Work instructions -> Give the listing again character for character, but drop the images.

╭──

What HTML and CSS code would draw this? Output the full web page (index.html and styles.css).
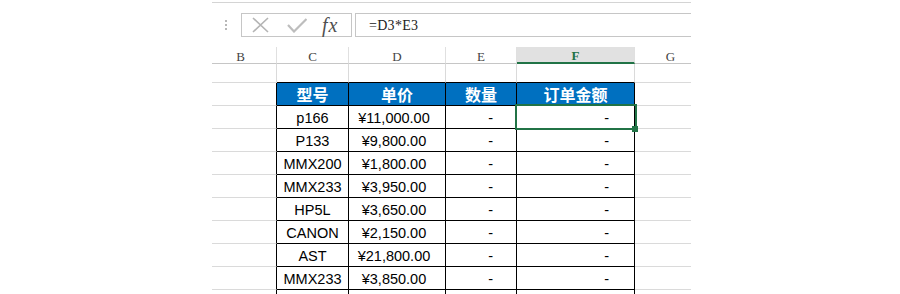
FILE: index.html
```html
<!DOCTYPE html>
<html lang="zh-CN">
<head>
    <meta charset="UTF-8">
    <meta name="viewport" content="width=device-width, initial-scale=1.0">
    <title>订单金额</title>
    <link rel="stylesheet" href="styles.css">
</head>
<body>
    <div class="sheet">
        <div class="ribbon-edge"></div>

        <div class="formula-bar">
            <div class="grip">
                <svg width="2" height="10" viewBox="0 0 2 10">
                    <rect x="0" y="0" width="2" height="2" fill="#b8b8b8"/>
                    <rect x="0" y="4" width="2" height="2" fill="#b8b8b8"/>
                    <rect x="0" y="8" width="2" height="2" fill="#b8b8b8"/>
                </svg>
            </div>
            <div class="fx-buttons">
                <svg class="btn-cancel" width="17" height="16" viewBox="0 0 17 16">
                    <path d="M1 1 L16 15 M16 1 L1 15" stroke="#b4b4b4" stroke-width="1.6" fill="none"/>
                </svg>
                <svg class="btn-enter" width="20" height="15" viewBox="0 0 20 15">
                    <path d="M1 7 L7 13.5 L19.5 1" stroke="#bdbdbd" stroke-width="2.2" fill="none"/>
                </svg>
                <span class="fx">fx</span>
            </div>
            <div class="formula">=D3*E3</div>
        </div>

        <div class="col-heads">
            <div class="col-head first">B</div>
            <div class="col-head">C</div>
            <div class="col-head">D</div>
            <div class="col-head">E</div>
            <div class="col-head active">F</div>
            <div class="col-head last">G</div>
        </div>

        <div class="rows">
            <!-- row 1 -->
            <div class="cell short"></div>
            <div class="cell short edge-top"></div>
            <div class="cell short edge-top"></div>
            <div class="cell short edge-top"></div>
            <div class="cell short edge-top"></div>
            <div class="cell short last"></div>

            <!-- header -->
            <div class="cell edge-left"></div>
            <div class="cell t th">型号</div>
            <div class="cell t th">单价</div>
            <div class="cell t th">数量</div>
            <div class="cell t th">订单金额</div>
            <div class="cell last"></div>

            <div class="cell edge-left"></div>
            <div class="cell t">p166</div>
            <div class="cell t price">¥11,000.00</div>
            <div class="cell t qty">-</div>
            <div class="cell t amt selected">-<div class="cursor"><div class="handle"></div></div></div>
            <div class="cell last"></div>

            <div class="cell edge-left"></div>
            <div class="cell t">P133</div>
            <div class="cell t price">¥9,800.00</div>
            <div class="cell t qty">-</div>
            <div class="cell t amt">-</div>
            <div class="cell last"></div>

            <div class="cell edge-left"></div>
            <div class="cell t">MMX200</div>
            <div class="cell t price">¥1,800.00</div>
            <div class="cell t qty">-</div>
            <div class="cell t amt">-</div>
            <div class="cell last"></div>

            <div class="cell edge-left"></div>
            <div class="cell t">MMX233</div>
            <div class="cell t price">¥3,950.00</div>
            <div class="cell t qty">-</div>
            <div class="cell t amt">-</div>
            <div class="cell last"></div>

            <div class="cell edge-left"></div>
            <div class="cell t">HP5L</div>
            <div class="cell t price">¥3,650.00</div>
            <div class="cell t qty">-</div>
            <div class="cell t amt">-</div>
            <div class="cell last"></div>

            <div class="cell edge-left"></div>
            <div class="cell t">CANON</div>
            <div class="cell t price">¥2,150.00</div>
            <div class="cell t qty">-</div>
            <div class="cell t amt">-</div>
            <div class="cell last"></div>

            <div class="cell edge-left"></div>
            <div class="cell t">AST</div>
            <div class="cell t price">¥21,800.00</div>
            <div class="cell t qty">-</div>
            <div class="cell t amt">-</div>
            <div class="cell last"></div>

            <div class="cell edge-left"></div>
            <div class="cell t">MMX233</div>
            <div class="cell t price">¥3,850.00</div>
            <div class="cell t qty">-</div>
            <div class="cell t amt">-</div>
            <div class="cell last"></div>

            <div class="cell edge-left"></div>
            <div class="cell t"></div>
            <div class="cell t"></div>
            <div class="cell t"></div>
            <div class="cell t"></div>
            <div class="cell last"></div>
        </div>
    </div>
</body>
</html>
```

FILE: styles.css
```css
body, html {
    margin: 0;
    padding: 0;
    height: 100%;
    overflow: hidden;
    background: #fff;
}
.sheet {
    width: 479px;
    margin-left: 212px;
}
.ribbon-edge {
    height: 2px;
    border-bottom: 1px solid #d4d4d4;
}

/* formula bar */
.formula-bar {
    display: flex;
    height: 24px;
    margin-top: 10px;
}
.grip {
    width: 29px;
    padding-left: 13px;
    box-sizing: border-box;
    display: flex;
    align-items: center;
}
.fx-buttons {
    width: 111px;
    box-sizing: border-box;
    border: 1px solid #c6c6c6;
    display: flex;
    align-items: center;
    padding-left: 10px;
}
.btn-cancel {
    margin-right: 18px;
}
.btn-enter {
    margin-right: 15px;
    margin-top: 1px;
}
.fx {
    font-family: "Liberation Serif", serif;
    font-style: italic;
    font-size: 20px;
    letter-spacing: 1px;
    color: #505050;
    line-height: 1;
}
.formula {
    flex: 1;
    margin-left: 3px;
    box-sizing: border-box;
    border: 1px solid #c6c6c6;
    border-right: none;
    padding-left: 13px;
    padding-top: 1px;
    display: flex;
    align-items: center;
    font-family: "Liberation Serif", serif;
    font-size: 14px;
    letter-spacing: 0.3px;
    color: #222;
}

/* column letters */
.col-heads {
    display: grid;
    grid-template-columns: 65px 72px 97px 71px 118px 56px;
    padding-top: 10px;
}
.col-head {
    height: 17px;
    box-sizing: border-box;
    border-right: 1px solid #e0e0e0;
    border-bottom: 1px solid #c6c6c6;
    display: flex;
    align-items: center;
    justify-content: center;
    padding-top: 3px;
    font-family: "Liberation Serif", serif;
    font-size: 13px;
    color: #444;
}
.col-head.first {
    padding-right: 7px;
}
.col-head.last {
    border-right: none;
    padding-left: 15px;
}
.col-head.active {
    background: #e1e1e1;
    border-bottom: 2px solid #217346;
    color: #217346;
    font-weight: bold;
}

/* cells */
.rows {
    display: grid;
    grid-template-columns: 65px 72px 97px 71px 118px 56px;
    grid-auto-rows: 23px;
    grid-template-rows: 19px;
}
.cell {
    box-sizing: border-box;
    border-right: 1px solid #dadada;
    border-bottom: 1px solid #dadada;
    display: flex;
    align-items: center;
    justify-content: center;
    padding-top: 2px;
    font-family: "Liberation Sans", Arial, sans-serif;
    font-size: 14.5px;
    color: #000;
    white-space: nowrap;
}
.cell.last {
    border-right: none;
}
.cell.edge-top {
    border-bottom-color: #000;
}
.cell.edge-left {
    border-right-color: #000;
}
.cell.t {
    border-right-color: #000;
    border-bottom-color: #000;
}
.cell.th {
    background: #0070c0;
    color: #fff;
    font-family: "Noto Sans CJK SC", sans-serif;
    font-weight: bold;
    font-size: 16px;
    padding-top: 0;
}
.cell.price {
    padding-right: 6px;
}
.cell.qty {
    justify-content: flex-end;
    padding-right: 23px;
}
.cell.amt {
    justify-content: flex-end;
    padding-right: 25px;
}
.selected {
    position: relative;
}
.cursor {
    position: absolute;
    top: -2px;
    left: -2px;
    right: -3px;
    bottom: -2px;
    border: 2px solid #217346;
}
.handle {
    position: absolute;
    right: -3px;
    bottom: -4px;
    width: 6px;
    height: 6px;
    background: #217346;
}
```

╰──

Task answer ->
What HTML and CSS code would draw this? Output the full web page (index.html and styles.css).
FILE: index.html
```html
<!DOCTYPE html>
<html lang="zh-CN">
<head>
    <meta charset="UTF-8">
    <meta name="viewport" content="width=device-width, initial-scale=1.0">
    <title>订单金额</title>
    <link rel="stylesheet" href="styles.css">
</head>
<body>
    <div class="sheet">
        <div class="ribbon-edge"></div>

        <div class="formula-bar">
            <div class="grip">
                <svg width="2" height="10" viewBox="0 0 2 10">
                    <rect x="0" y="0" width="2" height="2" fill="#b8b8b8"/>
                    <rect x="0" y="4" width="2" height="2" fill="#b8b8b8"/>
                    <rect x="0" y="8" width="2" height="2" fill="#b8b8b8"/>
                </svg>
            </div>
            <div class="fx-buttons">
                <svg class="btn-cancel" width="17" height="16" viewBox="0 0 17 16">
                    <path d="M1 1 L16 15 M16 1 L1 15" stroke="#b4b4b4" stroke-width="1.6" fill="none"/>
                </svg>
                <svg class="btn-enter" width="20" height="15" viewBox="0 0 20 15">
                    <path d="M1 7 L7 13.5 L19.5 1" stroke="#bdbdbd" stroke-width="2.2" fill="none"/>
                </svg>
                <span class="fx">fx</span>
            </div>
            <div class="formula">=D3*E3</div>
        </div>

        <div class="col-heads">
            <div class="col-head first">B</div>
            <div class="col-head">C</div>
            <div class="col-head">D</div>
            <div class="col-head">E</div>
            <div class="col-head active">F</div>
            <div class="col-head last">G</div>
        </div>

        <div class="rows">
            <!-- row 1 -->
            <div class="cell short"></div>
            <div class="cell short edge-top"></div>
            <div class="cell short edge-top"></div>
            <div class="cell short edge-top"></div>
            <div class="cell short edge-top"></div>
            <div class="cell short last"></div>

            <!-- header -->
            <div class="cell edge-left"></div>
            <div class="cell t th">型号</div>
            <div class="cell t th">单价</div>
            <div class="cell t th">数量</div>
            <div class="cell t th">订单金额</div>
            <div class="cell last"></div>

            <div class="cell edge-left"></div>
            <div class="cell t">p166</div>
            <div class="cell t price">¥11,000.00</div>
            <div class="cell t qty">-</div>
            <div class="cell t amt selected">-<div class="cursor"><div class="handle"></div></div></div>
            <div class="cell last"></div>

            <div class="cell edge-left"></div>
            <div class="cell t">P133</div>
            <div class="cell t price">¥9,800.00</div>
            <div class="cell t qty">-</div>
            <div class="cell t amt">-</div>
            <div class="cell last"></div>

            <div class="cell edge-left"></div>
            <div class="cell t">MMX200</div>
            <div class="cell t price">¥1,800.00</div>
            <div class="cell t qty">-</div>
            <div class="cell t amt">-</div>
            <div class="cell last"></div>

            <div class="cell edge-left"></div>
            <div class="cell t">MMX233</div>
            <div class="cell t price">¥3,950.00</div>
            <div class="cell t qty">-</div>
            <div class="cell t amt">-</div>
            <div class="cell last"></div>

            <div class="cell edge-left"></div>
            <div class="cell t">HP5L</div>
            <div class="cell t price">¥3,650.00</div>
            <div class="cell t qty">-</div>
            <div class="cell t amt">-</div>
            <div class="cell last"></div>

            <div class="cell edge-left"></div>
            <div class="cell t">CANON</div>
            <div class="cell t price">¥2,150.00</div>
            <div class="cell t qty">-</div>
            <div class="cell t amt">-</div>
            <div class="cell last"></div>

            <div class="cell edge-left"></div>
            <div class="cell t">AST</div>
            <div class="cell t price">¥21,800.00</div>
            <div class="cell t qty">-</div>
            <div class="cell t amt">-</div>
            <div class="cell last"></div>

            <div class="cell edge-left"></div>
            <div class="cell t">MMX233</div>
            <div class="cell t price">¥3,850.00</div>
            <div class="cell t qty">-</div>
            <div class="cell t amt">-</div>
            <div class="cell last"></div>

            <div class="cell edge-left"></div>
            <div class="cell t"></div>
            <div class="cell t"></div>
            <div class="cell t"></div>
            <div class="cell t"></div>
            <div class="cell last"></div>
        </div>
    </div>
</body>
</html>
```

FILE: styles.css
```css
body, html {
    margin: 0;
    padding: 0;
    height: 100%;
    overflow: hidden;
    background: #fff;
}
.sheet {
    width: 479px;
    margin-left: 212px;
}
.ribbon-edge {
    height: 2px;
    border-bottom: 1px solid #d4d4d4;
}

/* formula bar */
.formula-bar {
    display: flex;
    height: 24px;
    margin-top: 10px;
}
.grip {
    width: 29px;
    padding-left: 13px;
    box-sizing: border-box;
    display: flex;
    align-items: center;
}
.fx-buttons {
    width: 111px;
    box-sizing: border-box;
    border: 1px solid #c6c6c6;
    display: flex;
    align-items: center;
    padding-left: 10px;
}
.btn-cancel {
    margin-right: 18px;
}
.btn-enter {
    margin-right: 15px;
    margin-top: 1px;
}
.fx {
    font-family: "Liberation Serif", serif;
    font-style: italic;
    font-size: 20px;
    letter-spacing: 1px;
    color: #505050;
    line-height: 1;
}
.formula {
    flex: 1;
    margin-left: 3px;
    box-sizing: border-box;
    border: 1px solid #c6c6c6;
    border-right: none;
    padding-left: 13px;
    padding-top: 1px;
    display: flex;
    align-items: center;
    font-family: "Liberation Serif", serif;
    font-size: 14px;
    letter-spacing: 0.3px;
    color: #222;
}

/* column letters */
.col-heads {
    display: grid;
    grid-template-columns: 65px 72px 97px 71px 118px 56px;
    padding-top: 10px;
}
.col-head {
    height: 17px;
    box-sizing: border-box;
    border-right: 1px solid #e0e0e0;
    border-bottom: 1px solid #c6c6c6;
    display: flex;
    align-items: center;
    justify-content: center;
    padding-top: 3px;
    font-family: "Liberation Serif", serif;
    font-size: 13px;
    color: #444;
}
.col-head.first {
    padding-right: 7px;
}
.col-head.last {
    border-right: none;
    padding-left: 15px;
}
.col-head.active {
    background: #e1e1e1;
    border-bottom: 2px solid #217346;
    color: #217346;
    font-weight: bold;
}

/* cells */
.rows {
    display: grid;
    grid-template-columns: 65px 72px 97px 71px 118px 56px;
    grid-auto-rows: 23px;
    grid-template-rows: 19px;
}
.cell {
    box-sizing: border-box;
    border-right: 1px solid #dadada;
    border-bottom: 1px solid #dadada;
    display: flex;
    align-items: center;
    justify-content: center;
    padding-top: 2px;
    font-family: "Liberation Sans", Arial, sans-serif;
    font-size: 14.5px;
    color: #000;
    white-space: nowrap;
}
.cell.last {
    border-right: none;
}
.cell.edge-top {
    border-bottom-color: #000;
}
.cell.edge-left {
    border-right-color: #000;
}
.cell.t {
    border-right-color: #000;
    border-bottom-color: #000;
}
.cell.th {
    background: #0070c0;
    color: #fff;
    font-family: "Noto Sans CJK SC", sans-serif;
    font-weight: bold;
    font-size: 16px;
    padding-top: 0;
}
.cell.price {
    padding-right: 6px;
}
.cell.qty {
    justify-content: flex-end;
    padding-right: 23px;
}
.cell.amt {
    justify-content: flex-end;
    padding-right: 25px;
}
.selected {
    position: relative;
}
.cursor {
    position: absolute;
    top: -2px;
    left: -2px;
    right: -3px;
    bottom: -2px;
    border: 2px solid #217346;
}
.handle {
    position: absolute;
    right: -3px;
    bottom: -4px;
    width: 6px;
    height: 6px;
    background: #217346;
}
```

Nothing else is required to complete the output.